No Brasil, quando um casal homossexual decide adotar uma criança, o pedido da adoção sai no nome de um dos pais, com a condição sexual e de casal no laudo enviado ao promotor e ao juiz. Essa situação é no mínimo estranha. Aos olhos da Justiça, o casal não existe, apesar de existir. "Acho uma hipocrisia não poder entrar com pedido em nome dos dois. É a Justiça não enxergar a realidade", condena a desembargadora Maria Berenice Dias. Situações como essa, diz a magistrada, geram uma série de limitações para a vida do casal e da criança. O laudo das psicólogas pode atestar a união, porém apenas um terá a guarda. No caso de separação, a criança fica com o adotante. O outro não tem direito à visitação nem obrigação de pagar pensão alimentícia.
A atuação da Justiça é sempre importante em casos polêmicos. Aumenta a chance de corrigir situações como a de herança e estimula a sociedade a discutir o tema e aos poucos perceber que não é possível ignorar uma realidade. "Quando o juiz determina que tal situação é aceitável, dá mais transparência ao tema", acredita Maria Berenice. Mas quando se trata de gays a questão ainda é delicada. Para o Estado, por exemplo, os gays não existem. O IBGE não pergunta qual é a orientação sexual dos brasileiros e assim não se sabe quantos são no país. "É uma realidade ignorada", diz a sexóloga Claudiene Santos, autora de uma pesquisa com famílias homossexuais. Nos Estados Unidos, 27% das famílias homossexuais têm filhos. Se a atuação da Justiça ajuda a modificar cenários, será necessário chover decisões favoráveis. Uma pesquisa realizada pelo cientista político Alberto Almeida mostrou que 89% dos brasileiros são contra a homossexualidade masculina.
Contra a maré
A decisão da Justiça de Catanduva, que em novembro de 2006 deu vitória ao casal Vasco Pedro da Gama Filho e Dorival Pereira de Carvalho na adoção de Teodora, acompanha uma tendência mundial em favor do reconhecimento dos direitos dos homossexuais. A Espanha aprovou o casamento homossexual em junho de 2005. É o quarto país a legalizar a união civil gay. Com esse reconhecimento, os casais podem entrar com pedidos de adoção. Por aqui, o caminho ainda é longo. A psicóloga Anna Paula Uziel, analisou oito processos de adoção, solicitados por homossexuais nos anos 90, no Rio de Janeiro. Sete eram de homens e um de mulher. Todos foram aprovados. Porém quando quem solicitava era homem, as exigências de psicólogos e assistentes sociais aumentavam. Júnior sentiu essa pressão. Foi duramente inquirido. "Elas só me jogaram pedra", brinca. Ele especula que as profissionais desejavam saber se ele estava realmente preparado. Na pesquisa de Claudiene com 15 casais, o preconceito, até mesmo de gays, foi apontado como o principal obstáculo para o convívio social.

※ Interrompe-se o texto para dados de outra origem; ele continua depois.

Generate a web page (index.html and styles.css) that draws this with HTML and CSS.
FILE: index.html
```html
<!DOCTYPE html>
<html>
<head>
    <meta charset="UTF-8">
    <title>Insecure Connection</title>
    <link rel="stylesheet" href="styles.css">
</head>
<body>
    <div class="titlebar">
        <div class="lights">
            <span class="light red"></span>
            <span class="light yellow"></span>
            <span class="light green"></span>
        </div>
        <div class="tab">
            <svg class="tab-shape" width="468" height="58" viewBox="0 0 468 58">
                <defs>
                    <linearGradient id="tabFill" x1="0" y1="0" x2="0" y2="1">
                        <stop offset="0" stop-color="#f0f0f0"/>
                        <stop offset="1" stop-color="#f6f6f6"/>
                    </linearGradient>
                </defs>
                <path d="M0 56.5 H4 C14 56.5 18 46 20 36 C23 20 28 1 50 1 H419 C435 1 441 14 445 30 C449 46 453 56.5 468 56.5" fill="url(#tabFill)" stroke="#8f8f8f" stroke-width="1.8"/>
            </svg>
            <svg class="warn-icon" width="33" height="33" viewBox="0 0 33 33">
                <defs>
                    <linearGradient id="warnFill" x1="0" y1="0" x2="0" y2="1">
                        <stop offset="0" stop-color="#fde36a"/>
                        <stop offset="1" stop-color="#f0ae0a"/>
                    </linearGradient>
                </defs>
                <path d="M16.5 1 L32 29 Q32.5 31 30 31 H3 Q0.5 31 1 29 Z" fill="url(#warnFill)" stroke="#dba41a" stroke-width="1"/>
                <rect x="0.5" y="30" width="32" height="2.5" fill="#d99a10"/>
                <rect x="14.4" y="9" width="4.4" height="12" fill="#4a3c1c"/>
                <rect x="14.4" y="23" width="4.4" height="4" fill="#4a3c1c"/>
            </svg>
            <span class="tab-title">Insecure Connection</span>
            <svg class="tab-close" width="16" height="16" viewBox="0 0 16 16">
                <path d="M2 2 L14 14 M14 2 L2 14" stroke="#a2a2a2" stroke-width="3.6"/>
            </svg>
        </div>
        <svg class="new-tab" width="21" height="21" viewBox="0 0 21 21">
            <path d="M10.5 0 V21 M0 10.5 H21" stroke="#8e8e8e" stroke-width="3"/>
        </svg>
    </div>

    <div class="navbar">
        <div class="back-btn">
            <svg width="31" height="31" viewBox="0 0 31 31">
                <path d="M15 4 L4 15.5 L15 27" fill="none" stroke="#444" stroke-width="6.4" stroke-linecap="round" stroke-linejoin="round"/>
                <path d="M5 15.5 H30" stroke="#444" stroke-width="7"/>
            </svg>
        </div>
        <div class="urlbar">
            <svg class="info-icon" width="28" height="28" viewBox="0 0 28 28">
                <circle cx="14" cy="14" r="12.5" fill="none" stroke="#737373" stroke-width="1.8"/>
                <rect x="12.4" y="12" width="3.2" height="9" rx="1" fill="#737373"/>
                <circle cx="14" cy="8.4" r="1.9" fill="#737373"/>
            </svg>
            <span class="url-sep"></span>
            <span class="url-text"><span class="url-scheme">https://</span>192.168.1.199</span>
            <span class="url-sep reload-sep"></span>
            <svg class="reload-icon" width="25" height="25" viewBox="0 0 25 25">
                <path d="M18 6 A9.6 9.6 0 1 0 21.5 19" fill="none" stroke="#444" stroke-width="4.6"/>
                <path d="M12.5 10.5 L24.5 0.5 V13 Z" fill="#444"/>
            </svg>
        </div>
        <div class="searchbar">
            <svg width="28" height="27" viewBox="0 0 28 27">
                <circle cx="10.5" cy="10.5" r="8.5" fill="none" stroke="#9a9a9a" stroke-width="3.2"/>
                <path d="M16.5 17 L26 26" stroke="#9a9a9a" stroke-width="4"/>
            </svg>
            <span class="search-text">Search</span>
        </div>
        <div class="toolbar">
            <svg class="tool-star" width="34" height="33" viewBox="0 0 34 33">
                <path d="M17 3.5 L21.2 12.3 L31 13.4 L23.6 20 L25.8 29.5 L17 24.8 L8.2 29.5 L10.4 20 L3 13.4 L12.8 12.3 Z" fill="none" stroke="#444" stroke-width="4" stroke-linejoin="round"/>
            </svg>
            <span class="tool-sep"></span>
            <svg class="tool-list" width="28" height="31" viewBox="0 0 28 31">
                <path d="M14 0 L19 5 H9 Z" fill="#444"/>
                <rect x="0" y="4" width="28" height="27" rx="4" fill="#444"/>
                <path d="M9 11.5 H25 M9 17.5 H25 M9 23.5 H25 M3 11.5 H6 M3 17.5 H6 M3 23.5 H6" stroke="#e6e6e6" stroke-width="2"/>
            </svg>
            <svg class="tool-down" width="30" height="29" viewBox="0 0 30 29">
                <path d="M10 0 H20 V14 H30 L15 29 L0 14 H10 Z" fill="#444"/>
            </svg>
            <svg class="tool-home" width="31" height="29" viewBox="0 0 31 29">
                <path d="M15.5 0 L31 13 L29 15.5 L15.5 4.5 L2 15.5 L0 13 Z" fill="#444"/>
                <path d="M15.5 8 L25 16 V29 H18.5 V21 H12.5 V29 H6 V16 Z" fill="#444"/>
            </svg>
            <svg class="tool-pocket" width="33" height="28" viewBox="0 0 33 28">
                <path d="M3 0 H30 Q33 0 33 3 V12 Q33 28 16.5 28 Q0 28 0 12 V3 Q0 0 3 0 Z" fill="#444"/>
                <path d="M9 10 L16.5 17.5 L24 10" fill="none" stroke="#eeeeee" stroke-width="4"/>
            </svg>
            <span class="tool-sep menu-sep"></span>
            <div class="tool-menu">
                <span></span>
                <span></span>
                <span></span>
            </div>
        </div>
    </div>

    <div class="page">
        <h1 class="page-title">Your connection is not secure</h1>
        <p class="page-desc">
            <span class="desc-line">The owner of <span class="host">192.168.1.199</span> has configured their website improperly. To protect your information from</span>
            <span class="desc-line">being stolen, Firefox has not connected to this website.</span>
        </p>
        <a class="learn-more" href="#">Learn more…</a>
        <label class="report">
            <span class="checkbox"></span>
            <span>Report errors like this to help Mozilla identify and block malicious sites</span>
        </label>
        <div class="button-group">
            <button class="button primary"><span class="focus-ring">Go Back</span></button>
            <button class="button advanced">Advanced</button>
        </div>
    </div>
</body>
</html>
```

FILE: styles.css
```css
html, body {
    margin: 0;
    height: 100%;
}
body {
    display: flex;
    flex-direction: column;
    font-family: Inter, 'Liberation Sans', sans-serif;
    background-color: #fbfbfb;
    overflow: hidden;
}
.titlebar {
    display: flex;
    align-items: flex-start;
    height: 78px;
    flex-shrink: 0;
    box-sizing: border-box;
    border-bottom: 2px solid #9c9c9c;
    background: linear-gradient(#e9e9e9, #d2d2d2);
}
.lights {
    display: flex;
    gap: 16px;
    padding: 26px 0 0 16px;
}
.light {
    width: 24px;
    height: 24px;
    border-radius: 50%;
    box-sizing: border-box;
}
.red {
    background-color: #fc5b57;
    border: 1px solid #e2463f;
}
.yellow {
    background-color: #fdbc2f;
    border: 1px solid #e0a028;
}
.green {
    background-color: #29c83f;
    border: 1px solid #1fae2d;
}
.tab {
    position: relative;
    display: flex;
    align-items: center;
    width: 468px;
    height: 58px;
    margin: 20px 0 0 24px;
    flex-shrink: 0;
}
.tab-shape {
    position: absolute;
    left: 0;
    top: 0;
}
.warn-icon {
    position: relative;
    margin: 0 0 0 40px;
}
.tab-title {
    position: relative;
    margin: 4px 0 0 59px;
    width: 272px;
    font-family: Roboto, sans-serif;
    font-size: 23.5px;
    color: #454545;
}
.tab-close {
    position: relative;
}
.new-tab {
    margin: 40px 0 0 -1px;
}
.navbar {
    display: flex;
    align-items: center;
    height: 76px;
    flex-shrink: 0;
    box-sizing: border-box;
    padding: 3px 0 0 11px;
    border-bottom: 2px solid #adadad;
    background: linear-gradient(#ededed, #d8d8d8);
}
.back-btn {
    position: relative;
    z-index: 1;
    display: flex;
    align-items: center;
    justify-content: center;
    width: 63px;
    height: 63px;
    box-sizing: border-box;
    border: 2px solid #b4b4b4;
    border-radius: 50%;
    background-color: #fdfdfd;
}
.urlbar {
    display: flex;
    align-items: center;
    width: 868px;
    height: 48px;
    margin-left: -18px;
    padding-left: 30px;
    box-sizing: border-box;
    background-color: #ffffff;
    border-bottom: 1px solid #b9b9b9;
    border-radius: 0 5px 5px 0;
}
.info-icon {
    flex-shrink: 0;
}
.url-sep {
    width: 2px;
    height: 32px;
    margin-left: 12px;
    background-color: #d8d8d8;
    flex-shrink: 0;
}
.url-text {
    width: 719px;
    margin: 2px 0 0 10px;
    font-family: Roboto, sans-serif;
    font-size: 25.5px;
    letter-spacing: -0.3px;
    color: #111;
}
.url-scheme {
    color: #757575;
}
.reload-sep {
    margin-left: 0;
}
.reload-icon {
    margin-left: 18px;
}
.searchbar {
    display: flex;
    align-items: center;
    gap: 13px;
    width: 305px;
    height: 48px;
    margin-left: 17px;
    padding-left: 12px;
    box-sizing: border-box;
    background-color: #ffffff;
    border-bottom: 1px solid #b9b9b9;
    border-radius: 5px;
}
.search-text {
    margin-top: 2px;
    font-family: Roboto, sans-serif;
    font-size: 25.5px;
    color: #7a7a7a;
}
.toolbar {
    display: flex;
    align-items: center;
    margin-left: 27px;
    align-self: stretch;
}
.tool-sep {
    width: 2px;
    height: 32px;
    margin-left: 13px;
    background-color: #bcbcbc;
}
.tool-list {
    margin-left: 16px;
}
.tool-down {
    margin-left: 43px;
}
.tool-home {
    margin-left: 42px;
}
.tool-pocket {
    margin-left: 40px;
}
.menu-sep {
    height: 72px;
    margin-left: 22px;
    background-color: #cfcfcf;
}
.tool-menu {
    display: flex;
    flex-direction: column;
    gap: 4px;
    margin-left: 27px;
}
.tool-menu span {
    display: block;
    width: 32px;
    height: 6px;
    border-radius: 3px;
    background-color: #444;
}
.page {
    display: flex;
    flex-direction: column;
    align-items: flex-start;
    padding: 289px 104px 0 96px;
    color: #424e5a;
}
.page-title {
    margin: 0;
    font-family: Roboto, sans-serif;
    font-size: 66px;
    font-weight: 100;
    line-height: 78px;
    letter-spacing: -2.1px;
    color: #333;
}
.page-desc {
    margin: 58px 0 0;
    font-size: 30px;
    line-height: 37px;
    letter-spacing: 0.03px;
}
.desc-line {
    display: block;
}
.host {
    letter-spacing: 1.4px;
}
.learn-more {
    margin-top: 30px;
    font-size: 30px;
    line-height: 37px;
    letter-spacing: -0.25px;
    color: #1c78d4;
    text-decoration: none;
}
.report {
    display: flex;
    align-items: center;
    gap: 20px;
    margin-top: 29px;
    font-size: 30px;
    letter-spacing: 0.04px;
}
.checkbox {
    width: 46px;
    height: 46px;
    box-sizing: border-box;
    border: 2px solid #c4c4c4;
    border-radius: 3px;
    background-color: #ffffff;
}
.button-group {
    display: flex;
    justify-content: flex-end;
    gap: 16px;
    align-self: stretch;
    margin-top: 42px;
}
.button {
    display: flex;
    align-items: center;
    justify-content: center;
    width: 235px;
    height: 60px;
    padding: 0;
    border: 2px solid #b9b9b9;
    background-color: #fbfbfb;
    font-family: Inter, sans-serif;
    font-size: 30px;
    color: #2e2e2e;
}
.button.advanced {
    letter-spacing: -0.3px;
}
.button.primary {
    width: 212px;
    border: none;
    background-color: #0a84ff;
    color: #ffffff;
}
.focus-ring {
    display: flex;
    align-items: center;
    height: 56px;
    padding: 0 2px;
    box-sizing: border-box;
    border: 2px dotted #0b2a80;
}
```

A atitude de todos os envolvidos no caso foi elogiada por ativistas e defensores dos direitos dessa minoria. "Achei muito corajosa", diz Maria Berenice. Ao esconder da Justiça sua condição de casados, todo casal corre o risco de ter o pedido de adoção anulado. E, nesse caso, a criança fica arriscada a voltar para uma instituição.